— START OF Supplied information —

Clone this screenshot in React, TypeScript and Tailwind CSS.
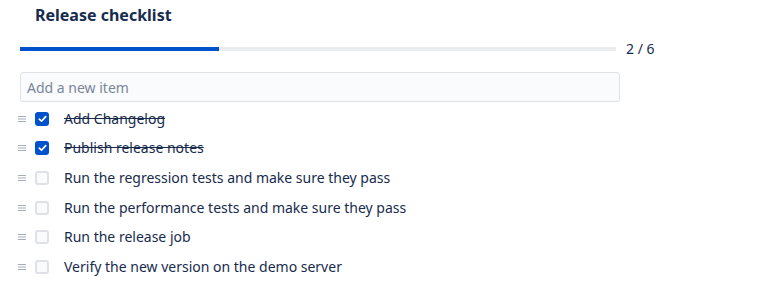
const items = [
  { label: 'Add Changelog', done: true },
  { label: 'Publish release notes', done: true },
  { label: 'Run the regression tests and make sure they pass', done: false },
  { label: 'Run the performance tests and make sure they pass', done: false },
  { label: 'Run the release job', done: false },
  { label: 'Verify the new version on the demo server', done: false },
]

function DragHandle() {
  return (
    <svg width="8" height="8" viewBox="0 0 8 8" className="-ml-[2px] shrink-0 text-[#a5adba]">
      <rect x="0" y="1" width="8" height="1" fill="currentColor" />
      <rect x="0" y="3.5" width="8" height="1" fill="currentColor" />
      <rect x="0" y="6" width="8" height="1" fill="currentColor" />
    </svg>
  )
}

function Checkbox({ checked }: { checked: boolean }) {
  if (checked) {
    return (
      <span className="ml-[9px] flex size-[14px] shrink-0 items-center justify-center rounded-[3px] bg-[#0052cc]">
        <svg width="9" height="8" viewBox="0 0 9 8">
          <path d="M1.3 4.2 L3.5 6.2 L7.7 1.6" fill="none" stroke="white" strokeWidth="1.7" strokeLinecap="round" strokeLinejoin="round" />
        </svg>
      </span>
    )
  }
  return <span className="ml-[9px] block size-[14px] shrink-0 rounded-[3px] border-2 border-[#dfe1e6] bg-[#fafbfc]" />
}

export default function App() {
  const done = items.filter((i) => i.done).length
  const pct = (done / items.length) * 100

  return (
    <div className="h-[306px] w-[763px] bg-white pl-5 text-[#172b4d] [font-family:'Noto_Sans',sans-serif]">
      <h1 className="pl-[15px] pt-[3px] text-[16px] leading-[24px] font-bold">Release checklist</h1>

      <div className="mt-[12px] flex items-center">
        <div className="h-[4px] w-[596px] bg-[#ebecf0]">
          <div className="h-full bg-[#0052cc]" style={{ width: `${pct}%` }} />
        </div>
        <span className="ml-[10px] text-[14px] leading-[20px]">
          {done} / {items.length}
        </span>
      </div>

      <input
        placeholder="Add a new item"
        className="mt-[13px] block h-[30px] w-[600px] rounded-[3px] border border-[#dfe1e6] bg-[#fafbfc] px-[6px] text-[14px] outline-none placeholder:text-[#7a869a]"
      />

      <ul className="mt-[2px]">
        {items.map((item) => (
          <li key={item.label} className="flex h-[29.6px] items-center">
            <DragHandle />
            <Checkbox checked={item.done} />
            <span className={`ml-[15px] text-[14px] leading-[20px] ${item.done ? 'line-through' : ''}`}>
              {item.label}
            </span>
          </li>
        ))}
      </ul>
    </div>
  )
}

— END OF Supplied information —

# Aim:
Exactly restate the lines from the beginning of the data through the line with "const pct = (done / items.length) * 100", and no others, keeping pictures out.

# Result of this task:
Clone this screenshot in React, TypeScript and Tailwind CSS.
const items = [
  { label: 'Add Changelog', done: true },
  { label: 'Publish release notes', done: true },
  { label: 'Run the regression tests and make sure they pass', done: false },
  { label: 'Run the performance tests and make sure they pass', done: false },
  { label: 'Run the release job', done: false },
  { label: 'Verify the new version on the demo server', done: false },
]

function DragHandle() {
  return (
    <svg width="8" height="8" viewBox="0 0 8 8" className="-ml-[2px] shrink-0 text-[#a5adba]">
      <rect x="0" y="1" width="8" height="1" fill="currentColor" />
      <rect x="0" y="3.5" width="8" height="1" fill="currentColor" />
      <rect x="0" y="6" width="8" height="1" fill="currentColor" />
    </svg>
  )
}

function Checkbox({ checked }: { checked: boolean }) {
  if (checked) {
    return (
      <span className="ml-[9px] flex size-[14px] shrink-0 items-center justify-center rounded-[3px] bg-[#0052cc]">
        <svg width="9" height="8" viewBox="0 0 9 8">
          <path d="M1.3 4.2 L3.5 6.2 L7.7 1.6" fill="none" stroke="white" strokeWidth="1.7" strokeLinecap="round" strokeLinejoin="round" />
        </svg>
      </span>
    )
  }
  return <span className="ml-[9px] block size-[14px] shrink-0 rounded-[3px] border-2 border-[#dfe1e6] bg-[#fafbfc]" />
}

export default function App() {
  const done = items.filter((i) => i.done).length
  const pct = (done / items.length) * 100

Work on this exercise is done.